As to your methodology = classification arguement, while powerlifting style training can exist independently, powerlifting as a practice — the thing that defines the identity of “a powerlifter” — is inherently competitive. The distinction between training style and practice identity is categorical, not semantic.
Relax. I was just teasing you a little bit.
I’ll explain one more time why I think defining powerlifting by competing is superior to your proposition.
It’s pretty easy to say if one is competing or not. Even there might be borderline cases. But generally it’s quite easy to define.
Following powerlifting methodology is not easy to define. Things you listed (weak points assistance, periodisation, overload) are present in ALL strength training in some way or another. Maybe even in all training.
So, Strength training and hypertrophy training have some general principles which we all follow in a way or another.
Specificity tells what the training is geared towards.

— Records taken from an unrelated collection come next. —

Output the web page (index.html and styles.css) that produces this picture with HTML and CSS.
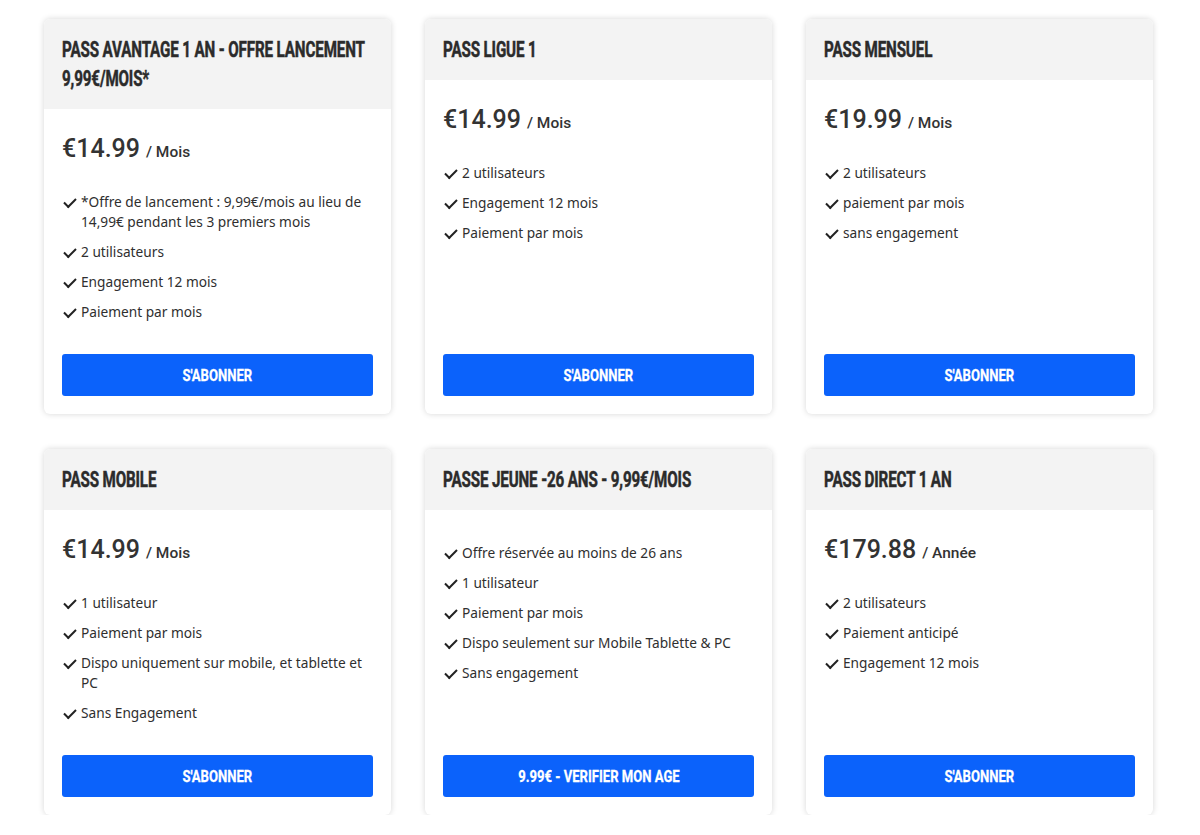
FILE: index.html
```html
<!DOCTYPE html>
<html lang="fr">
<head>
<meta charset="utf-8">
<title>Offres</title>
<link rel="stylesheet" href="styles.css">
</head>
<body>
<main class="grid">
  <section class="card">
    <h2 class="card-title"><span class="title-text">PASS AVANTAGE 1 AN - OFFRE LANCEMENT 9,99€/MOIS*</span></h2>
    <div class="card-body">
      <p class="price"><span class="amount">€14.99</span> <span class="period">/ Mois</span></p>
      <ul class="features">
        <li>*Offre de lancement : 9,99€/mois au lieu de 14,99€ pendant les 3 premiers mois</li>
        <li>2 utilisateurs</li>
        <li>Engagement 12 mois</li>
        <li>Paiement par mois</li>
      </ul>
      <button class="cta"><span class="cta-text">S'ABONNER</span></button>
    </div>
  </section>
  <section class="card">
    <h2 class="card-title"><span class="title-text">PASS LIGUE 1</span></h2>
    <div class="card-body">
      <p class="price"><span class="amount">€14.99</span> <span class="period">/ Mois</span></p>
      <ul class="features">
        <li>2 utilisateurs</li>
        <li>Engagement 12 mois</li>
        <li>Paiement par mois</li>
      </ul>
      <button class="cta"><span class="cta-text">S'ABONNER</span></button>
    </div>
  </section>
  <section class="card">
    <h2 class="card-title"><span class="title-text">PASS MENSUEL</span></h2>
    <div class="card-body">
      <p class="price"><span class="amount">€19.99</span> <span class="period">/ Mois</span></p>
      <ul class="features">
        <li>2 utilisateurs</li>
        <li>paiement par mois</li>
        <li>sans engagement</li>
      </ul>
      <button class="cta"><span class="cta-text">S'ABONNER</span></button>
    </div>
  </section>
  <section class="card">
    <h2 class="card-title"><span class="title-text">PASS MOBILE</span></h2>
    <div class="card-body">
      <p class="price"><span class="amount">€14.99</span> <span class="period">/ Mois</span></p>
      <ul class="features">
        <li>1 utilisateur</li>
        <li>Paiement par mois</li>
        <li>Dispo uniquement sur mobile, et tablette et PC</li>
        <li>Sans Engagement</li>
      </ul>
      <button class="cta"><span class="cta-text">S'ABONNER</span></button>
    </div>
  </section>
  <section class="card">
    <h2 class="card-title"><span class="title-text">PASSE JEUNE -26 ANS - 9,99€/MOIS</span></h2>
    <div class="card-body card-body--noprice">
      <ul class="features">
        <li>Offre réservée au moins de 26 ans</li>
        <li>1 utilisateur</li>
        <li>Paiement par mois</li>
        <li>Dispo seulement sur Mobile Tablette &amp; PC</li>
        <li>Sans engagement</li>
      </ul>
      <button class="cta"><span class="cta-text">9.99€ - VERIFIER MON AGE</span></button>
    </div>
  </section>
  <section class="card">
    <h2 class="card-title"><span class="title-text">PASS DIRECT 1 AN</span></h2>
    <div class="card-body">
      <p class="price"><span class="amount">€179.88</span> <span class="period">/ Année</span></p>
      <ul class="features">
        <li>2 utilisateurs</li>
        <li>Paiement anticipé</li>
        <li>Engagement 12 mois</li>
      </ul>
      <button class="cta"><span class="cta-text">S'ABONNER</span></button>
    </div>
  </section>
</main>
</body>
</html>
```
FILE: styles.css
```css
* { box-sizing: border-box; }
html, body { margin: 0; padding: 0; background: #ffffff; }
body {
  font-family: "Noto Sans", "Open Sans", sans-serif;
  color: #333333;
}
.grid {
  display: grid;
  grid-template-columns: repeat(3, 347px);
  column-gap: 34px;
  row-gap: 35px;
  padding: 19px 0 0 44px;
}
.card {
  display: flex;
  flex-direction: column;
  background: #ffffff;
  border-radius: 6px;
  box-shadow: 0 0 6px rgba(0, 0, 0, 0.16);
  overflow: hidden;
}
.card-title {
  margin: 0;
  background: #f3f3f3;
  padding: 16px 18px;
  font-family: Roboto, "Liberation Sans", sans-serif;
  font-weight: 700;
  font-size: 22px;
  line-height: 29px;
  color: #2b2b2b;
  overflow: hidden;
}
.title-text {
  display: block;
  width: 145%;
  transform: scaleX(0.69);
  transform-origin: left top;
  letter-spacing: -0.2px;
  -webkit-text-stroke: 0.5px #2b2b2b;
}
.card-body {
  flex: 1;
  display: flex;
  flex-direction: column;
  padding: 24px 18px 18px;
}
.card-body--noprice { padding-top: 33px; }
.price {
  margin: 0 0 24px;
  line-height: 32px;
  font-family: Roboto, "Liberation Sans", sans-serif;
  color: #333333;
}
.amount { font-size: 25px; font-weight: 500; }
.period { font-size: 15.5px; font-weight: 500; margin-left: 2px; }
.features {
  list-style: none;
  margin: 0 0 32px;
  padding: 0;
}
.features li {
  position: relative;
  padding-left: 19px;
  font-size: 13.7px;
  line-height: 20px;
  margin-bottom: 10px;
  color: #2f2f2f;
}
.features li:last-child { margin-bottom: 0; }
.features li::before {
  content: "";
  position: absolute;
  left: 2px;
  top: 6px;
  width: 10px;
  height: 5px;
  border-left: 2px solid #222222;
  border-bottom: 2px solid #222222;
  transform: rotate(-45deg);
}
.cta {
  margin-top: auto;
  width: 100%;
  height: 42px;
  border: none;
  border-radius: 3px;
  background: #0b62fb;
  color: #ffffff;
  font-family: Roboto, "Liberation Sans", sans-serif;
  font-weight: 700;
  font-size: 17px;
  cursor: pointer;
  display: flex;
  align-items: center;
  justify-content: center;
  padding: 0;
}
.cta-text {
  display: inline-block;
  transform: scaleX(0.77);
  white-space: nowrap;
  -webkit-text-stroke: 0.3px #ffffff;
}
```
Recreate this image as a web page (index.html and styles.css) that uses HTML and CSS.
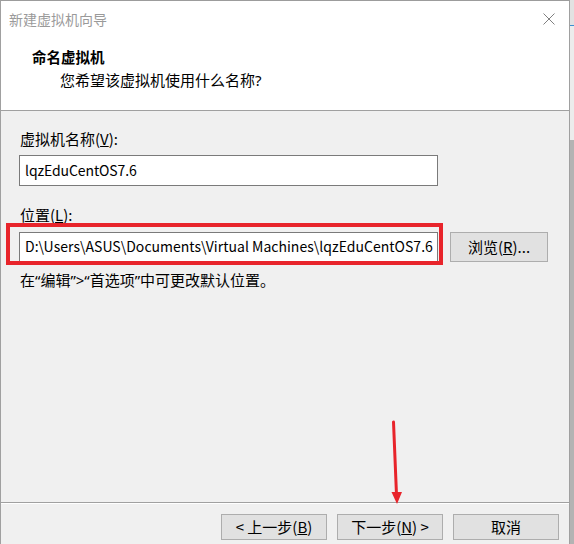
FILE: index.html
```html
<!DOCTYPE html>
<html lang="zh-CN">
<head>
<meta charset="utf-8">
<title>新建虚拟机向导</title>
<link rel="stylesheet" href="styles.css">
</head>
<body>
<div class="screen">
  <div class="dialog">
    <div class="header">
      <div class="titlebar">
        <span class="title">新建虚拟机向导</span>
        <svg class="close" width="12" height="12" viewBox="0 0 12 12"><path d="M0.5 0.5 L11.5 11.5 M11.5 0.5 L0.5 11.5" stroke="#808080" stroke-width="1" fill="none"/></svg>
      </div>
      <div class="heading">命名虚拟机</div>
      <div class="subheading">您希望该虚拟机使用什么名称<span class="latin">?</span></div>
    </div>
    <div class="body">
      <div class="label">虚拟机名称(<u>V</u>):</div>
      <div class="field name-field">lqzEduCentOS7.6</div>
      <div class="label loc-label">位置(<u>L</u>):</div>
      <div class="row">
        <div class="field path-field">D:\Users\ASUS\Documents\Virtual Machines\lqzEduCentOS7.6</div>
        <div class="btn browse">浏览(<u>R</u>)...</div>
      </div>
      <div class="hint">在“编辑”&gt;“首选项”中可更改默认位置。</div>
    </div>
    <div class="footer">
      <div class="btn">&lt; 上一步(<u>B</u>)</div>
      <div class="btn">下一步(<u>N</u>) &gt;</div>
      <div class="btn">取消</div>
    </div>
    <div class="annot-box"></div>
    <svg class="annot-arrow" width="574" height="544" viewBox="0 0 574 544">
      <path d="M393.5 422 L396.5 495" stroke="#e8242b" stroke-width="3" fill="none" stroke-linecap="round"/>
      <path d="M391.5 492 L402 492 L397 504 Z" fill="#e8242b"/>
    </svg>
  </div>
  <div class="side"></div>
</div>
</body>
</html>
```
FILE: styles.css
```css
html, body {
  margin: 0;
  padding: 0;
  overflow: hidden;
}
body {
  font-family: "Noto Sans CJK SC", "Noto Sans", sans-serif;
  font-size: 15px;
  color: #000;
  background: #f0f0f0;
}
.screen {
  display: flex;
  width: 574px;
  height: 544px;
}
.dialog {
  position: relative;
  box-sizing: border-box;
  width: 570px;
  height: 544px;
  border-top: 1px solid #9c9c9c;
  border-left: 1px solid #a0a0a0;
  border-right: 1px solid #a0a0a0;
  display: flex;
  flex-direction: column;
  background: #f0f0f0;
}
.header {
  box-sizing: border-box;
  height: 110px;
  background: #fff;
  border-bottom: 1px solid #a0a0a0;
}
.titlebar {
  height: 35px;
  display: flex;
  align-items: center;
  justify-content: space-between;
  padding: 0 14px 0 8px;
}
.title {
  font-size: 14px;
  color: #9a9a9a;
  line-height: 20px;
}
.close {
  display: block;
}
.heading {
  margin-top: 11px;
  padding-left: 31px;
  font-weight: bold;
  font-size: 14.5px;
  line-height: 20px;
}
.subheading {
  margin-top: 3px;
  padding-left: 59px;
  line-height: 20px;
}
.latin {
  font-family: "Noto Sans", sans-serif;
}
.body {
  flex: 1;
  padding: 18px 0 0 18px;
}
.label {
  line-height: 20px;
  padding-left: 1px;
}
.field {
  box-sizing: border-box;
  width: 419px;
  background: #fff;
  border: 1px solid #7a7a7a;
  padding-left: 5px;
  white-space: nowrap;
  overflow: hidden;
  font-size: 14px;
}
.name-field {
  margin-top: 6px;
  height: 31px;
  line-height: 28px;
  letter-spacing: -0.1px;
}
.loc-label {
  margin-top: 19px;
}
.row {
  margin-top: 7px;
  display: flex;
  gap: 12px;
}
.path-field {
  height: 30px;
  line-height: 27px;
  letter-spacing: 0.02px;
}
.btn {
  box-sizing: border-box;
  width: 106px;
  height: 26px;
  background: #e1e1e1;
  border: 1px solid #adadad;
  text-align: center;
  line-height: 23px;
}
.browse {
  width: 98px;
  height: 30px;
  line-height: 27px;
}
.hint {
  margin-top: 8px;
  line-height: 20px;
  padding-left: 1px;
  font-family: "Noto Sans", "Noto Sans CJK SC", sans-serif;
}
.footer {
  box-sizing: border-box;
  height: 42px;
  border-top: 1px solid #a0a0a0;
  box-shadow: inset 0 1px 0 #fff;
  display: flex;
  justify-content: flex-end;
  gap: 10px;
  padding: 11px 10px 0 0;
}
.annot-box {
  position: absolute;
  left: 5px;
  top: 222px;
  width: 429px;
  height: 34px;
  border: 4px solid #e8242b;
}
.annot-arrow {
  position: absolute;
  left: -1px;
  top: -1px;
  pointer-events: none;
}
.side {
  width: 4px;
  height: 544px;
  background: linear-gradient(to bottom, #e2e2e2 0, #e2e2e2 25px, #3d8fd1 25px, #3d8fd1 26px, #ececec 26px, #ececec 140px, #b3b3b3 140px, #b3b3b3 544px);
}
```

Hypertrophy training can be geared towards bodybuilding, or towards powerlifting. Strength training can be geared towards strongman etc…
But there is no hard point when general strength training turns to powerlifting training. Not every powerlifter uses a clear program labelled as “powerlifting program”
in their meet prep. Some use really specific powerlifting training, some less specific. They are powerlifters nonetheless since they’re aiming to do total in a meet.
Therefore saying that methodology defines powerlifting means that we can’t ever be completely sure who is a “non-competitive” powerlifter and who is not.
With the competition approach you don’t have this problem.
Your proposition is even more problematic when you claim that gym lifts are comparable to meet lifts. It would make whole sport obsolete. And if you think they’re comparable you should try powerlifting.
So anybody can do powerlifting training, but they’re not powerlifters unless they’re ready express their strength in a judged competition. It does not change how strong they are (or aren’t), but they’re not powerlifters.
He was also a powerlifter. He trained and performed feats that looked exactly like what later became powerlifting, massive squats, deadlifts, and presses done for maximal strength.
You’re not standing on a platform right now, so you’re not a powerlifter. Doesn’t count.